As much as comedians like to say “There’s no one path” and “Don’t ask other comedians for advice, they’ll only tell you how to be like them” everyone sure likes to give out advice. They tend to couch them as Rules, but it’s really just advice.
Much of it is actually solid advice for a newbie… it keeps you from cultivating bad habits and falling into the worst pitfalls of hackery. But we’re artists and artists are meant to break rules!
So here are some “Rules” of comedy that you should consider breaking.
1. Don’t Talk About Your Day Job
The thought behind this rule is, “If you reveal to the audience that you still work a day job, they’ll respect you less as a ‘professional.’” That was probably true before podcasts and blogs and Twitter pulled back the curtain of our glamorous lifestyle, but now dozens or thousands of people have already heard about your shitty day job(s) (and your crazy ex and your herpes). Besides, the audience can relate to your shitty day job! They have shitty jobs, too!
There’s still some value in fudging the time factor and setting it up as “I used to…” but that’s more because it’s an easier device, like how everything in every premise happened to you “the other day”
If You Break It Don’t do that thing everyone does of adding “because this is going so well for me” Now you did just tell them you’re unsuccessful. Explicitly.
2. Don’t Put Videos Up Online Too Soon
Again, there’s a good theory behind this one, in those delusional first few years of comedy, you wanna “get yourself out there” and you for sure shouldn’t. Because the internet is forever and comedians love to hate watch other comedian’s shitty videos. But don’t go so far the other way that you’ve got nothing to send around to festivals and bookers when you’re ready for that. And definitely don’t wait until your manager has been after you for 14 months about getting it together.

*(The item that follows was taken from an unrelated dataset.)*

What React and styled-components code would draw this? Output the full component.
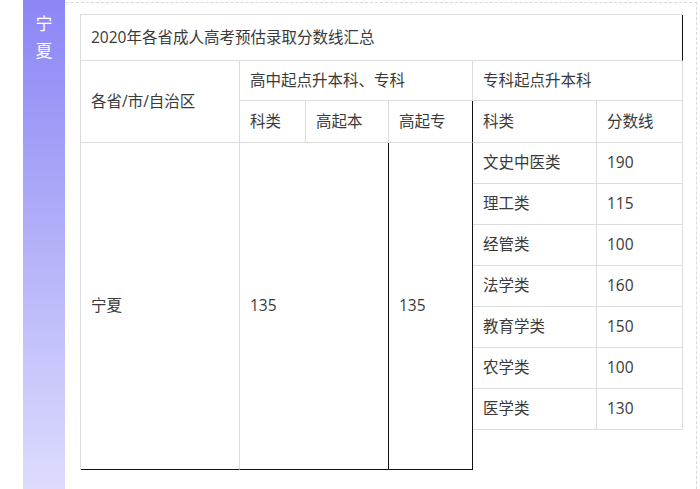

If You Break It Don’t read any of the comments on YouTube
3. Always Acknowledge How Weird The Room Is
There’s a fine line between acknowledging what’s happening to put people at ease and totally alienating the 3 people in that bar in Glendale that are actually paying attention to you. Or, in other words, don’t shit on the room. If you were “too good for this” you’d be somewhere else right now.
If You Do Break It Don’t just plow through like you’re in a sold out theater, at least acknowledge it to yourself and adjust accordingly.
4. Make Sure You Say Your Name As You Dismount
This is a weird rule because I can’t figure out who is propagating it. Who told you this? Do you see any of your respected elders doing it? No, because it’s weird. The host is about to say your name again in 30 seconds. And if anyone at this Brooklyn bar was so excited by discovering their new favorite comedian that they missed it, they can ask you or the host afterward or check the show’s Facebook or Twitter.
If You Do Break It Don’t treat this as an If, stop doing that!
5. Don’t talk about Tinder/Hump the Stool/Talk about your period/Read something off your phone as a punchline -
These will all be outdated in the near future (okay, not humping the stool, that’s a timeless hack classic), but you get what I mean.
I mean someone’s gotta have one of the few great, unique takes on their mom joining Facebook and you gotta have some shit to fill out your set on the road.
If You Do Break It Don’t be a hypocrite about it and shit on some other guy doing The Hacky Thing That’s Not The Hacky Thing I Do
And one Rule you should NEVER break is
Don’t Wear Shorts On Stage. Ever. Yes, yes, this is a little sexist. Some guys counter with, “But female comics get to wear skirts and dresses when it’s hot” but that’s almost always a calculated choice in service of a persona or cultivated look. So unless you’re cultivating a persona of “Hey, I just stopped in on my way back from Home Depot and figured I’d try telling a couple jokes for the first time,” DO. NOT. WEAR. SHORTS.